◆ **Data section**
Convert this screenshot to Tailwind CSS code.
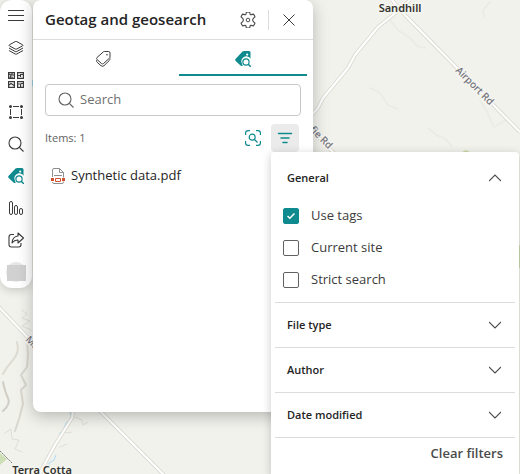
<!DOCTYPE html>
<html lang="en">
<head>
  <meta charset="UTF-8">
  <meta name="viewport" content="width=device-width, initial-scale=1.0">
  <title>Geotag and geosearch</title>
  <script src="https://cdn.jsdelivr.net/npm/@tailwindcss/browser@4"></script>
</head>
<body class="relative min-h-screen overflow-hidden bg-[#f2f2ed] font-['Open_Sans','Noto_Sans',sans-serif] text-[13px] text-[#242424]">

  <!-- Shared icons -->
  <svg class="hidden">
    <symbol id="icon-geosearch" viewBox="0 0 16 16">
      <path fill="#0f8a8f" fill-rule="evenodd" d="M7.500.600Q8.300 0 9.300 0H14q1.500 0 1.500 1.500v6.300A4.500 4.500 0 0 0 7 12.500q.2 1.200.8 2.200-1 .8-2 0L.7 10Q-.4 8.800.7 7.700ZM12.200 2.500a1.100 1.100 0 1 0 0 2.200 1.100 1.100 0 0 0 0-2.200Z"/>
      <circle cx="11" cy="11" r="3.100" fill="#fff" stroke="#0f8a8f" stroke-width="1.200"/>
      <path d="m13.200 13.200 2.700 2.700" stroke="#0f8a8f" stroke-width="1.500"/>
    </symbol>
    <symbol id="icon-search" viewBox="0 0 16 16">
      <circle cx="7" cy="7" r="6" fill="none" stroke="currentColor" stroke-width="1.100"/>
      <path d="m11.300 11.300 4.200 4.200" stroke="currentColor" stroke-width="1.100"/>
    </symbol>
    <symbol id="icon-chevron" viewBox="0 0 12 12">
      <path d="m0 3 6 6 6-6" fill="none" stroke="currentColor" stroke-width="1.100"/>
    </symbol>
  </svg>

  <!-- Map -->
  <svg class="absolute inset-0 h-full w-full" viewBox="0 0 520 474" preserveAspectRatio="xMinYMin slice" role="img" aria-label="Map" fill="none">
    <rect width="520" height="474" fill="#f2f2ed"/>
    <!-- hill shading -->
    <g stroke-linecap="round" stroke-linejoin="round">
      <path d="M17 342q3 10-4 18t-10 14" stroke="#dddbd2" stroke-width="2"/>
      <path d="M3 382q2 10 5 16t-5 13" stroke="#d0cec4" stroke-width="2"/>
      <path d="m27 340 1 15-1 12-6 8 5 10-5 5 2 14-4 15-4 12" stroke="#d9d7ce" stroke-width="2"/>
      <path d="m22 310 5 4-5 4 8 3-8 5 9 4M5 433l6-4 1 10 7 1-4 9 7 3M75 417l7 3 1 5 5-3M62 430l4 3 6-1M60 447l7-3" stroke="#dfded6"/>
      <path d="m390 20 8 10 12 8 7 8 8 2M370 88l10 5 8 12 10 4M428 128l10 8 6 2 8 8M480 100l7 12 7 15 12-7M484 17l-1-7 7-8" stroke="#ecece6" stroke-width="2"/>
    </g>
    <path d="m462 152 4-2 6 3-3 4h-7z" fill="#cbd9a8"/>
    <path d="m0 453 7 6-7 6z" fill="#cddfb4"/>
    <path d="M519 245h1v23h-1z" fill="#c9dcae"/>
    <path d="m0 451 12 12" stroke="#77776f" stroke-dasharray="2 1"/>
    <!-- streams -->
    <path d="m70 412 1 6-5 5-3 7-4 4M56 455l-2 5-5 3v4" stroke="#a9dcf6"/>
    <path d="M32 80h1v6h-1z" fill="#a9dcf6"/>
    <!-- roads -->
    <g stroke-linejoin="round">
      <path d="M392 0 403 13 520 132M410 0 393 15 378 27 355 55 348 68 323 98 318 108 305 122M300 118 360 180M-2 306 33 343 100 411 165 476M74 405 72 418 55 445 43 467 40 474" stroke="#dddcd4" stroke-width="4"/>
      <path d="M392 0 403 13 520 132M410 0 393 15 378 27 355 55 348 68 323 98 318 108 305 122M300 118 360 180M-2 306 33 343 100 411 165 476M74 405 72 418 55 445 43 467 40 474" stroke="#fff" stroke-width="2"/>
    </g>
    <!-- labels -->
    <g class="font-['Noto_Sans',sans-serif]" stroke="#f5f5f0" stroke-width="3" stroke-linejoin="round" paint-order="stroke" fill="#33332f">
      <text class="text-[11px] font-semibold" x="400" y="12" text-anchor="middle">Sandhill</text>
      <text class="text-[11px] font-semibold" x="42" y="474" text-anchor="middle">Terra Cotta</text>
      <g fill="#73737c" class="text-[10px] font-medium">
        <text transform="translate(455 71) rotate(45)">Airport Rd</text>
        <text transform="translate(295 116) rotate(45)">Mayfie Rd</text>
        <text transform="translate(25 340) rotate(45)">Mayfield</text>
      </g>
    </g>
  </svg>

  <div class="relative flex items-start gap-px">

    <!-- Toolbar -->
    <nav class="flex w-8 shrink-0 flex-col rounded-xl bg-white text-[#3b3b3b] shadow-[0_2px_10px_#00000030]" aria-label="Tools">
      <button class="grid h-8 place-items-center" aria-label="Menu">
        <svg class="size-4" viewBox="0 0 16 16" stroke="currentColor"><path d="M0 2.500h16M0 7.500h16M0 12.500h16"/></svg>
      </button>
      <button class="grid h-8 place-items-center" aria-label="Layers">
        <svg class="size-4" viewBox="0 0 16 16" fill="none" stroke="currentColor" stroke-linejoin="round"><path d="M7.200 1.600q.8-.4 1.600 0L14.600 4.800q.8.500 0 1L8.800 9q-.8.400-1.600 0L1.400 5.800q-.8-.5 0-1ZM1 8l6.200 3.500q.8.400 1.600 0L15 8M1 10.500 7.200 14q.8.400 1.600 0l6.200-3.500"/></svg>
      </button>
      <button class="grid h-8 place-items-center" aria-label="Basemaps">
        <svg class="size-4" viewBox="0 0 16 16" fill="none" stroke="currentColor" stroke-width="1.200"><path d="M.6.600h5.800v5.800H.6zM9.600.600h5.800v5.800H9.600zM.6 9.600h5.800v5.800H.6zM9.600 9.600h5.800v5.800H9.600zM1 2l2 1-1 3M4 1v2h2M4 6V4.500M9.600 3.500h2.900v-1h3M12.500 3.500v1.500M1 13l2-1.500 3 2M9.600 12h3v3.400M13 11.500h2"/></svg>
      </button>
      <button class="grid h-8 place-items-center" aria-label="Select area">
        <svg class="size-4" viewBox="0 0 16 16" fill="none" stroke="currentColor"><path d="M5 2.500h6M5 13.500h6M2.500 5v6M13.500 5v6"/><g fill="currentColor" stroke="none"><circle cx="2.500" cy="2.500" r="1.500"/><circle cx="13.500" cy="2.500" r="1.500"/><circle cx="2.500" cy="13.500" r="1.500"/><circle cx="13.500" cy="13.500" r="1.500"/></g></svg>
      </button>
      <button class="grid h-8 place-items-center" aria-label="Search map">
        <svg class="size-4"><use href="#icon-search"/></svg>
      </button>
      <button class="grid h-8 place-items-center" aria-label="Geotag and geosearch">
        <svg class="size-4"><use href="#icon-geosearch"/></svg>
      </button>
      <button class="grid h-8 place-items-center" aria-label="Charts">
        <svg class="size-4" viewBox="0 0 16 16" fill="none" stroke="currentColor"><rect x="1.500" y="1.500" width="3" height="13" rx="1.500"/><rect x="6.500" y="5.500" width="3" height="9" rx="1.500"/><rect x="11.500" y="8.500" width="3" height="6" rx="1.500"/></svg>
      </button>
      <button class="grid h-8 place-items-center" aria-label="Share">
        <svg class="size-4" viewBox="0 0 16 16" fill="none" stroke="currentColor" stroke-width="1.100" stroke-linejoin="round"><path d="M6 2.500H3.500Q1 2.500 1 5v7.500Q1 15 3.500 15h7q2.500 0 2.500-2.500V11"/><path d="M10 1v3Q4.500 4.500 4 11q2.500-3.200 6-3v3l5.500-5Z"/></svg>
      </button>
      <button class="grid h-8 place-items-center" aria-label="Account">
        <svg class="size-5" viewBox="0 0 20 20"><circle cx="10" cy="10" r="10" fill="#e6e6e6"/><path d="M1 3h19v16H1z" fill="#d1d1d1"/></svg>
      </button>
    </nav>

    <!-- Panel -->
    <main class="min-h-[412px] w-70 shrink-0 rounded-lg bg-white shadow-[0_4px_16px_#00000040]">
      <header class="flex h-10 items-center border-b border-[#dcdcdc] pl-3">
        <h1 class="flex-1 text-[15px] font-semibold">Geotag and geosearch</h1>
        <button class="grid size-8 place-items-center text-[#4a4a4a]" aria-label="Settings">
          <svg class="size-4" viewBox="0 0 16 16" fill="none" stroke="currentColor" stroke-linejoin="round"><path d="M6.600 1.100q1.400-.5 2.800 0l.4 1.600q.3.900 1.200.6l1.700-.5q1 1 1.400 2.400L12.900 6.400q-.8.600-.8 1.600t.8 1.600l1.200 1.200q-.4 1.400-1.400 2.400l-1.700-.5q-.9-.3-1.200.6l-.4 1.600q-1.400.5-2.800 0l-.4-1.600q-.3-.9-1.200-.6l-1.700.5q-1-1-1.400-2.400l1.200-1.200Q3.900 9 3.900 8t-.8-1.600L1.900 5.200q.4-1.400 1.400-2.400L5 3.300q.9.300 1.200-.6Z" transform="translate(-1.100 -1.100) scale(1.140)"/><circle cx="8" cy="8" r="1.800"/></svg>
        </button>
        <span class="mx-1 h-5 w-px bg-[#dcdcdc]"></span>
        <button class="mr-2 grid size-8 place-items-center text-[#3b3b3b]" aria-label="Close">
          <svg class="size-3" viewBox="0 0 12 12" stroke="currentColor"><path d="m.5.500 11 11M11.500.500l-11 11"/></svg>
        </button>
      </header>

      <div class="flex gap-3 px-1.5" role="tablist">
        <button class="grid h-9 flex-1 place-items-center border-b-2 border-transparent pt-1" role="tab" aria-selected="false" aria-label="Geotag">
          <svg class="size-4" viewBox="0 0 16 16" fill="none" stroke="#3b3b3b" stroke-linejoin="round"><path d="M8.300.900Q8.700.500 9.300.500H13.500q1.500 0 1.500 1.500v4q0 .6-.4 1L8.500 12.500q-1 .9-2 0L2 8.500q-1-1 0-2ZM1.500 9.300q-.2 1.200.7 2L6 14.700q1.500 1.200 3 0l5.300-5.200q.7-.8.7-2"/><circle cx="12" cy="3.700" r=".8" fill="#3b3b3b" stroke="none"/></svg>
        </button>
        <button class="grid h-9 flex-1 place-items-center border-b-2 border-[#0f8a8f] pt-1" role="tab" aria-selected="true" aria-label="Geosearch">
          <svg class="size-4"><use href="#icon-geosearch"/></svg>
        </button>
      </div>

      <label class="mx-3 mt-2 flex h-8 items-center gap-1.5 rounded border border-[#c8c8c8] px-3 text-[#616161]">
        <svg class="size-4 shrink-0"><use href="#icon-search"/></svg>
        <input type="search" placeholder="Search" aria-label="Search" class="w-full min-w-0 outline-none placeholder:text-[#707070]">
      </label>

      <div class="mt-2 flex items-center pr-3.5 pl-3">
        <p class="flex-1 pt-px text-[11px] text-[#616161]">Items: 1</p>
        <button class="mr-2.5 grid h-7 place-items-center" aria-label="Search in view">
          <svg class="size-4" viewBox="0 0 16 16" fill="none" stroke="#0f8a8f" stroke-width="1.200"><path d="M.6 5V3Q.6.600 3 .600h2M11 .600h2q2.400 0 2.400 2.400v2M15.400 11v2q0 2.400-2.400 2.400h-2M5 15.400H3Q.6 15.400.6 13v-2"/><circle cx="7.200" cy="7.200" r="3"/><path d="m9.500 9.500 3 3"/></svg>
        </button>

        <div class="relative">
          <button class="grid size-7 place-items-center rounded bg-[#ebebeb]" aria-label="Filter" aria-expanded="true">
            <svg class="size-4" viewBox="0 0 16 16" stroke="#0f8a8f" stroke-width="1.500" stroke-linecap="round"><path d="M1.500 3.500h13M4 8h8M6 12.500h4"/></svg>
          </button>

          <!-- Filter popover -->
          <section class="absolute top-full left-0 w-62 rounded bg-white px-1 pt-1 pb-2 shadow-[0_2px_10px_#00000035]">
            <div class="border-b border-[#dcdcdc] pb-1.5">
              <button class="flex h-11 w-full items-center justify-between pr-3.5 pl-3 text-[11px] font-semibold" aria-expanded="true">
                General
                <svg class="size-3 rotate-180 text-[#4a4a4a]"><use href="#icon-chevron"/></svg>
              </button>
              <label class="flex h-8 items-center gap-3 pl-2 text-[#3b3b3b]">
                <span class="grid size-4 place-items-center">
                  <input type="checkbox" checked class="peer col-start-1 row-start-1 size-4 appearance-none rounded-xs border border-[#616161] checked:border-[#0f8a8f] checked:bg-[#0f8a8f]">
                  <svg class="pointer-events-none invisible col-start-1 row-start-1 size-2 peer-checked:visible" viewBox="0 0 8 8" fill="none" stroke="#fff" stroke-width="1.500"><path d="m.5 4 2.300 2.300L7.500 1.500"/></svg>
                </span>
                Use tags
              </label>
              <label class="flex h-8 items-center gap-3 pl-2 text-[#3b3b3b]">
                <input type="checkbox" class="size-4 appearance-none rounded-xs border border-[#616161] checked:bg-[#0f8a8f]">
                Current site
              </label>
              <label class="flex h-8 items-center gap-3 pl-2 text-[#3b3b3b]">
                <input type="checkbox" class="size-4 appearance-none rounded-xs border border-[#616161] checked:bg-[#0f8a8f]">
                Strict search
              </label>
            </div>
            <button class="flex h-[45px] w-full items-center justify-between border-b border-[#dcdcdc] pr-3.5 pl-3 text-[11px] font-semibold" aria-expanded="false">
              File type
              <svg class="size-3 text-[#4a4a4a]"><use href="#icon-chevron"/></svg>
            </button>
            <button class="flex h-[45px] w-full items-center justify-between border-b border-[#dcdcdc] pr-3.5 pl-3 text-[11px] font-semibold" aria-expanded="false">
              Author
              <svg class="size-3 text-[#4a4a4a]"><use href="#icon-chevron"/></svg>
            </button>
            <button class="flex h-[45px] w-full items-center justify-between border-b border-[#dcdcdc] pr-3.5 pl-3 text-[11px] font-semibold" aria-expanded="false">
              Date modified
              <svg class="size-3 text-[#4a4a4a]"><use href="#icon-chevron"/></svg>
            </button>
            <div class="flex justify-end pr-3">
              <button class="h-8 font-semibold text-[#4a4a4a]">Clear filters</button>
            </div>
          </section>
        </div>
      </div>

      <!-- Results -->
      <ul class="mt-2 px-4">
        <li class="flex h-8 items-center gap-1.5">
          <svg class="size-4" viewBox="0 0 16 16" fill="none"><path d="M3.500 9V2q0-1.500 1.500-1.500h5.500l4 4V14q0 1.500-1.500 1.500H5q-1.500 0-1.500-1.500M10.500.500v4h4M5 7.500h8" stroke="#8f8f8f"/><path d="M3 9.500h12v4H3z" fill="#fff"/><path d="M6.500 10.500h5v3h-5z" fill="#fff" stroke="#d4512f"/><path d="M2 10h3v3H2zM13 10h3v3h-3z" fill="#d4512f"/></svg>
          <a href="#">Synthetic data.pdf</a>
        </li>
      </ul>
    </main>
  </div>

</body>
</html>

◆ **Given instruction**
Extract, word for word, each line from the top of the data down to and including the line with "min-h-screen overflow-hidden bg-[#f2f2ed]"; skip the pictures.

◆ **Answer for the task**
Convert this screenshot to Tailwind CSS code.
<!DOCTYPE html>
<html lang="en">
<head>
  <meta charset="UTF-8">
  <meta name="viewport" content="width=device-width, initial-scale=1.0">
  <title>Geotag and geosearch</title>
  <script src="https://cdn.jsdelivr.net/npm/@tailwindcss/browser@4"></script>
</head>
<body class="relative min-h-screen overflow-hidden bg-[#f2f2ed] font-['Open_Sans','Noto_Sans',sans-serif] text-[13px] text-[#242424]">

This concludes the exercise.